Makes 75 small dumplings.
75 packaged square dumpling skins
Vegetable oil for frying
For the filling:
1 ¼ pounds ground pork (not lean)
1 bunch scallions, chopped (reserve 1-2 tbs
4 cloves garlic, minced
2 teaspoons salt
1 tablespoon soy sauce
2 cups finely chopped Napa cabbage
(washed, salted and squeezed)
2 inches or 3 teaspoons fresh ginger, grat- ed or finely minced
½ teaspoon sesame oil
1 tablespoon sake
For the dipping sauce:
3 tablespoons soy sauce
1 tablespoon rice vinegar
1 teaspoon sesame oil
A few drops of hot chili oil (optional)
Reserved chopped scallions
Combine filling ingredients in a bowl with your hands. Don't over-mix. Let the mixture rest refrigerated for 20 minutes.

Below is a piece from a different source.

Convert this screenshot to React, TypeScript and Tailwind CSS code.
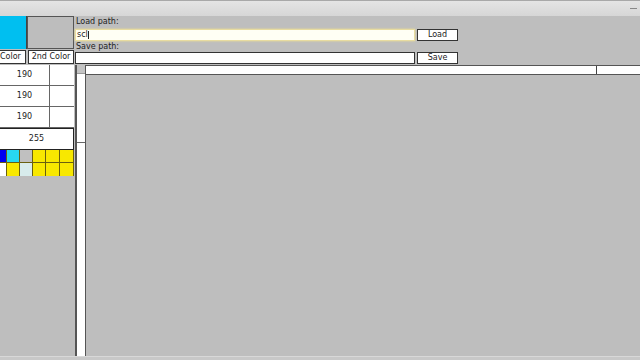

Scoop ½ tablespoon of filling into the center of the dumpling skin. Dip a finger in your water bowl and wet the edge of the wrapper on one side. Fold the skin in half, forming a triangle and pinching the top sealed. Holding the belly of the dumpling, use your thumb and forefinger to push the outer corner up and form a pleat on each side. Pinch it in place and do the same on the opposite corner, sealing the dumpling completely.
In a nonstick pan, warm a quarter-sized drop of vegetable oil over medium heat. Arrange a single layer of dumplings in the pan and let them brown 3-5 minutes. Pour in 1/8 cup water and cover the pan for 4-5 minutes until they're steamed and the skins are translucent. Remove the cover to let the water evaporate and add another teaspoon of oil to the pan, frying until the bottoms of the dumplings get crispy brown again. Flip them if you like crust on both sides. Serve with small dishes of dipping sauce, and gorge.